Alsek Glacier descends from the Fairweather Range terminating in Alsek Lake on the coastal plain. The glacier terminated at Gateway Knob (G) near the outlet of Alsek River from Alsek Lake in the early part of the 20th century (Molnia, 2005). At that time it had a joint terminus with Grand Plateau Glacier. The glacier retreated 5-6 km by 1984 along the central margin from Gateway Knob. The glacier remained connected with the Grand Plateau Glacier in 1984. In 1960 the glacier had a single terminus joining downstream of an unnamed island in Alsek Lake, that Austin Post told me reminded him of a boats prow. This “Prow Knob” (P) much like Gateway Knob a century ago stabilizes the terminus. Retreat from this knob will lead to an increase in retreat of Alsek Glacier. Here we examine the change from 1984-2017 with Landsat and Sentinel imagery.

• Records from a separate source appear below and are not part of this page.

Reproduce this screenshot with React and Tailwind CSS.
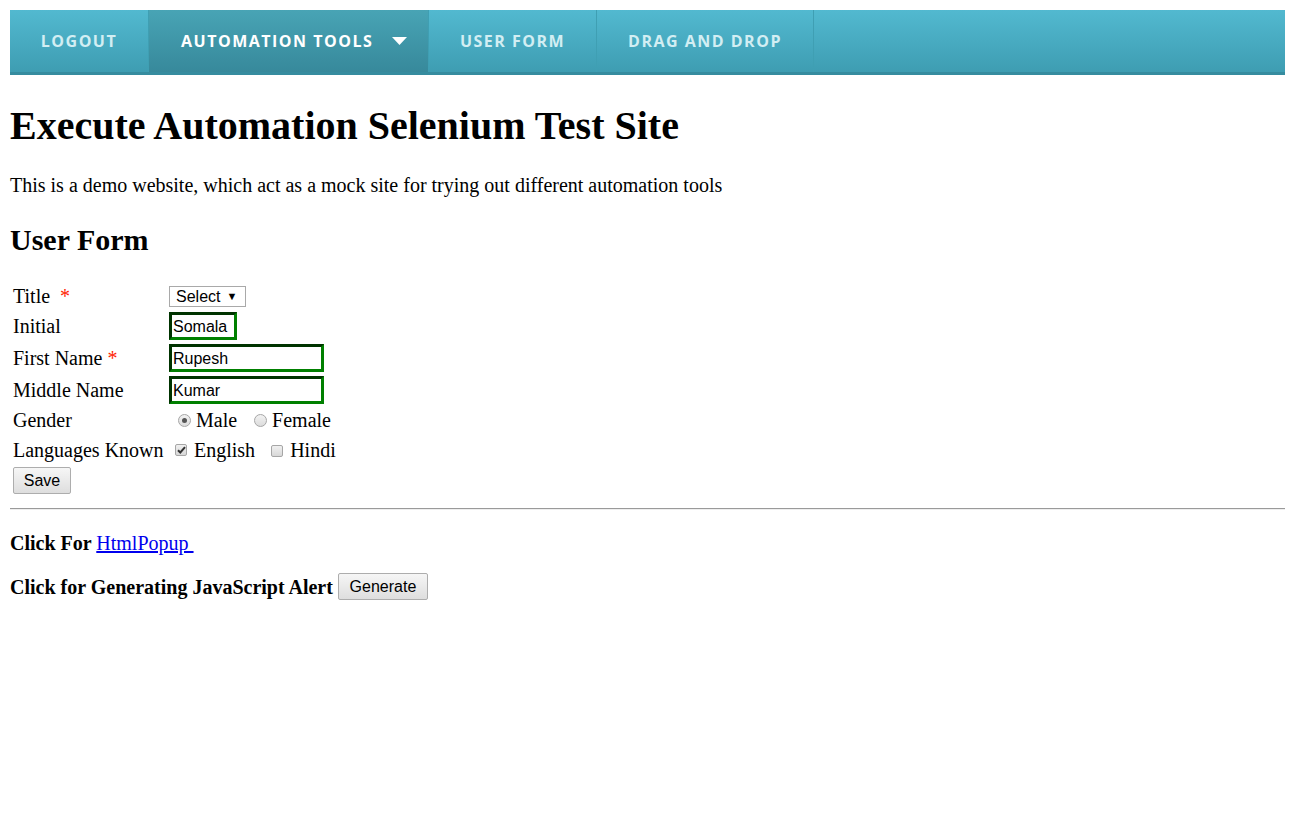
export default function App() {
  const serif = { fontFamily: '"Liberation Serif", "Times New Roman", serif' };
  return (
    <div className="min-h-screen bg-white px-[10px] pt-[10px] text-black" style={serif}>
      <Nav />
      <h1 className="mt-[28px] text-[40px] font-bold leading-[46px]">Execute Automation Selenium Test Site</h1>
      <p className="mt-[25px] text-[20px] leading-[23px]">
        This is a demo website, which act as a mock site for trying out different automation tools
      </p>
      <h2 className="mt-[26px] text-[30px] font-bold leading-[34px]">User Form</h2>
      <UserForm />
      <div className="mt-[14px] border-t border-b border-t-[#9a9a9a] border-b-[#eeeeee]" />
      <p className="mt-[21px] text-[20px] font-bold leading-[24px]">
        Click For{" "}
        <a href="#" className="font-normal text-[#0000ee] underline">HtmlPopup&nbsp;</a>
      </p>
      <div className="mt-[18px] flex items-center gap-[5px] text-[20px] font-bold leading-[24px]">
        <span>Click for Generating JavaScript Alert</span>
        <Button className="w-[90px]">Generate</Button>
      </div>
    </div>
  );
}

function Nav() {
  const items = [
    { label: "LOGOUT", w: "w-[139px] justify-center" },
    { label: "AUTOMATION TOOLS", w: "w-[280px] justify-start pl-[32px]", active: true },
    { label: "USER FORM", w: "w-[168px] justify-center" },
    { label: "DRAG AND DROP", w: "w-[217px] justify-center" },
  ];
  return (
    <nav
      className="flex h-[65px] border-b-[3px] border-[#368c9f] bg-gradient-to-b from-[#52b9d0] to-[#3e9db2]"
      style={{ fontFamily: '"Open Sans", sans-serif' }}
    >
      {items.map((it) => (
        <div
          key={it.label}
          className={`flex h-full items-center border-r border-[#3f9fb3] text-[16px] font-bold tracking-[1.5px] ${it.w} ${
            it.active ? "bg-gradient-to-b from-[#48a4b5] to-[#37899b] text-white" : "text-[#d2eef3]"
          }`}
        >
          <span>{it.label}</span>
          {it.active && (
            <svg width="15" height="8" viewBox="0 0 15 8" className="ml-[19px]">
              <path d="M0 0h15L7.5 8z" fill="#fff" />
            </svg>
          )}
        </div>
      ))}
    </nav>
  );
}

function Button({ children, className = "" }) {
  return (
    <button
      className={`h-[27px] rounded-[2px] border border-[#adadad] bg-gradient-to-b from-[#f6f6f6] to-[#dedede] text-[16px] font-normal text-black ${className}`}
      style={{ fontFamily: '"Liberation Sans", Arial, sans-serif' }}
    >
      {children}
    </button>
  );
}

function TextBox({ value, w }) {
  return (
    <div
      className={`flex h-[28px] items-center border-[3px] border-t-[#003300] border-l-[#003300] border-r-[#008000] border-b-[#008000] pl-[1px] text-[16px] ${w}`}
      style={{ fontFamily: '"Liberation Sans", Arial, sans-serif' }}
    >
      {value}
    </div>
  );
}

function Radio({ checked }) {
  return (
    <span className="inline-flex h-[13px] w-[13px] items-center justify-center rounded-full border border-[#a6a6a6] bg-gradient-to-b from-[#f2f2f2] to-[#dcdcdc]">
      {checked && <span className="h-[5px] w-[5px] rounded-full bg-[#555]" />}
    </span>
  );
}

function Check({ checked }) {
  return (
    <span className="inline-flex h-[12px] w-[12px] items-center justify-center rounded-[2px] border border-[#a6a6a6] bg-gradient-to-b from-[#f0f0f0] to-[#d8d8d8]">
      {checked && (
        <svg width="9" height="8" viewBox="0 0 9 8">
          <path d="M1 4.2l2.3 2.3L8 1.2" stroke="#333" strokeWidth="2" fill="none" />
        </svg>
      )}
    </span>
  );
}

function UserForm() {
  const star = <span className="text-[#ff2200]">*</span>;
  return (
    <div className="mt-[27px] grid grid-cols-[156px_auto] gap-y-[4px] pl-[3px] text-[20px] leading-[23px]">
      <div className="flex h-[24px] items-center">Title&nbsp;&nbsp;{star}</div>
      <div className="flex h-[24px] items-center">
        <div
          className="flex h-[21px] w-[77px] items-center gap-[6px] border border-[#a9a9a9] bg-white pl-[6px] text-[16px]"
          style={{ fontFamily: '"Liberation Sans", Arial, sans-serif' }}
        >
          Select <span className="text-[11px]">▼</span>
        </div>
      </div>

      <div className="flex h-[28px] items-center">Initial</div>
      <TextBox value="Somala" w="w-[68px]" />

      <div className="flex h-[28px] items-center">First Name&nbsp;{star}</div>
      <TextBox value="Rupesh" w="w-[155px]" />

      <div className="flex h-[28px] items-center">Middle Name</div>
      <TextBox value="Kumar" w="w-[155px]" />

      <div className="flex h-[24px] items-center">Gender</div>
      <div className="flex h-[24px] items-center pl-[9px]">
        <Radio checked />
        <span className="ml-[5px]">Male</span>
        <span className="ml-[17px]"><Radio /></span>
        <span className="ml-[5px]">Female</span>
      </div>

      <div className="flex h-[28px] items-center">Languages Known</div>
      <div className="flex h-[28px] items-center pl-[6px]">
        <Check checked />
        <span className="ml-[7px]">English</span>
        <span className="ml-[16px]"><Check /></span>
        <span className="ml-[7px]">Hindi</span>
      </div>

      <div className="col-span-2 -mt-[1px]">
        <Button className="w-[58px]">Save</Button>
      </div>
    </div>
  );
}
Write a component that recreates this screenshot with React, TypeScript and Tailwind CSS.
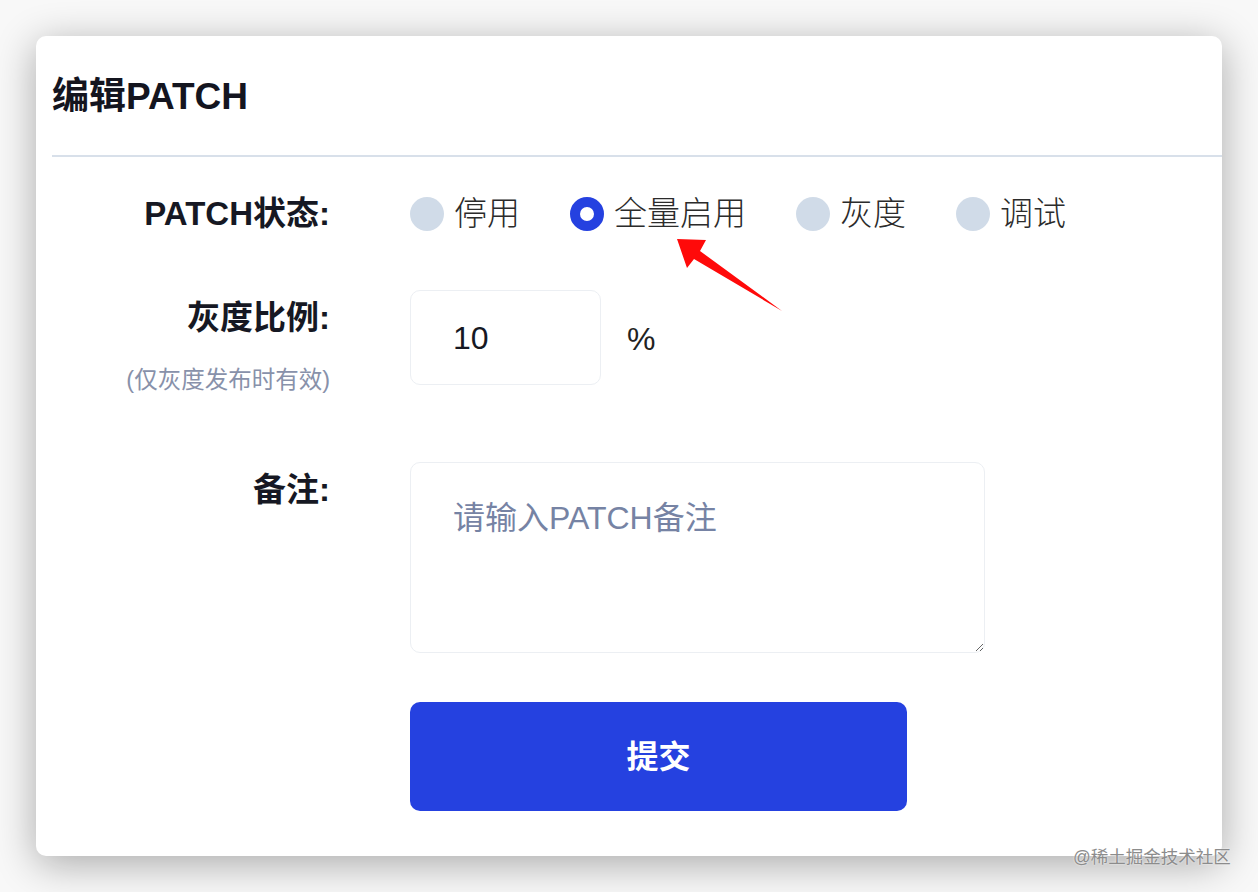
import { useState } from 'react';

const statusOptions = ['停用', '全量启用', '灰度', '调试'];

export default function App() {
  const [status, setStatus] = useState('全量启用');

  return (
    <div className="relative w-[1258px] h-[892px] overflow-hidden bg-[#f8f8f8] pt-[36px] pl-[36px] font-['Liberation_Sans','Noto_Sans_CJK_SC',sans-serif]">
      <div className="w-[1186px] h-[820px] bg-white rounded-[10px] shadow-[0_8px_40px_rgba(0,0,0,0.32)]">
        {/* Header */}
        <div className="ml-4 h-[121px] flex items-center pt-[2px] border-b-2 border-[#d8e0ea] text-[37px] font-bold text-[#14151f]">
          编辑PATCH
        </div>

        {/* PATCH status */}
        <div className="mt-[40px] flex items-center h-[34px]">
          <div className="w-[294px] text-right text-[33px] leading-[40px] font-bold text-[#161823]">PATCH状态:</div>
          <div className="ml-[80px] flex items-center gap-[50px]">
            {statusOptions.map((opt) => (
              <button key={opt} onClick={() => setStatus(opt)} className="flex items-center gap-[10px]">
                {status === opt ? (
                  <span className="w-[34px] h-[34px] rounded-full border-[10px] border-[#2541e0] bg-white" />
                ) : (
                  <span className="w-[34px] h-[34px] rounded-full bg-[#d0dbe8]" />
                )}
                <span className="text-[33px] leading-[40px] font-light text-[#2b2b2b]">{opt}</span>
              </button>
            ))}
          </div>
        </div>

        {/* Gray ratio */}
        <div className="mt-[59px] flex items-start">
          <div className="w-[294px] flex flex-col items-end pt-[8px]">
            <div className="text-[33px] leading-[40px] font-bold text-[#161823]">灰度比例:</div>
            <div className="mt-[26px] text-[23.5px] leading-[32px] text-[#8891aa]">(仅灰度发布时有效)</div>
          </div>
          <div className="ml-[80px] flex items-center">
            <input
              readOnly
              defaultValue="10"
              className="w-[191px] h-[95px] border border-[#eceff3] rounded-[10px] px-[42px] pt-[2px] text-[32px] text-[#161823] outline-none"
            />
            <span className="ml-[26px] pt-[2px] text-[32px] text-[#222]">%</span>
          </div>
        </div>

        {/* Remark */}
        <div className="mt-[66px] flex items-start">
          <div className="w-[294px] pt-[8px] text-right text-[33px] leading-[40px] font-bold text-[#161823]">备注:</div>
          <textarea
            placeholder="请输入PATCH备注"
            className="ml-[80px] w-[575px] h-[191px] border border-[#eceff3] rounded-[10px] px-[42px] pt-[35px] text-[32px] leading-[40px] text-[#161823] placeholder:text-[#7683a4] outline-none"
          />
        </div>

        {/* Submit */}
        <div className="mt-[49px] pl-[374px]">
          <button className="w-[497px] h-[109px] rounded-[10px] bg-[#2541e0] text-white text-[32px] font-bold">
            提交
          </button>
        </div>
      </div>

      {/* annotation arrow */}
      <svg className="absolute left-0 top-0 pointer-events-none" width="1258" height="892">
        <polygon points="677,239 706,240 700,251 782,311 694,259 687,268" fill="#ff0a0a" />
      </svg>

      {/* watermark */}
      <div className="absolute left-[1073px] top-[845px] text-[17.5px] leading-[24px] text-[#8c8c8c] [text-shadow:0_0_2px_#fff]">
        @稀土掘金技术社区
      </div>
    </div>
  );
}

In 1984 the terminus location is denoted with red arrows it has separated into two termini on either side of “Prow Knob”. The northern terminus tongue is located on a narrow island on the north side of Alsek Lake. The southern tongue merges with the northern arm of Grand Plateau Glacier. Two tributaries at the pink arrows merge with the main glacier. In 1984 the snowline is at 900 m. By 1999 the northern tongue has retreated from the narrow island, which exposes the terminus to enhanced calving. The southern terminus has separated from the Grand Plateau Glacier. In 1999 the snowline is at 900 m. By 2013 the northern terminus has retreated almost to the northern end of “Prow Knob” and the southern terminus is directly south of “Prow Knob” in a 1.8 km wide channel. By 2016 two tributaries of Alsek Glacier are fully detached from the glacier, pink arrows. In 2017 the northern terminus tongue has retreated 3.7 km since 1984 into the 2.0 km wide channel on the northeast side of “Prow Knob”. The center of the southern terminus has retreated 3.0 km since 1984 and remains in the channel on the south side of “Prow Knob”. The length of the calving front has declined from an 8 km long calving front in 1984 to a 4 km calving front in 2017. In both 2016 and 2017 the snowline is at 1200 m, at this elevation the mass balance of the glacier will be significantly negative driving further retreat. Larsen et al (2007) indicate thinning in the lower Alsek Glacier of 3+m/year in the last half of the 20th century, indicating the glacier is a in a long term adjustment to climate change. The retreat of this glacier is similar to that of Walker Glacier and North Alsek Glacier, and less than that of the northern arm Grand Plateau Glacier to which it was connected in 1984 or Yakutat Glacier a short distance north.
Alsek Glacier in a 1999 Landsat image . Red arrows indicate 1984 terminus, yellow arrows 2017 terminus location, pink arrows tributaries that joined the glacier in 1984 and purple dots the snowline. P=Prow Knob.
Alsek Glacier in 2014 Google Earth Image,indicating flow directions.
Alsek Glacier in a 2016 Landsat image . Red arrows indicate 1984 terminus, yellow arrows 2017 terminus location, pink arrows tributaries that joined the glacier in 1984 and purple dots the snowline. P=Prow Knob.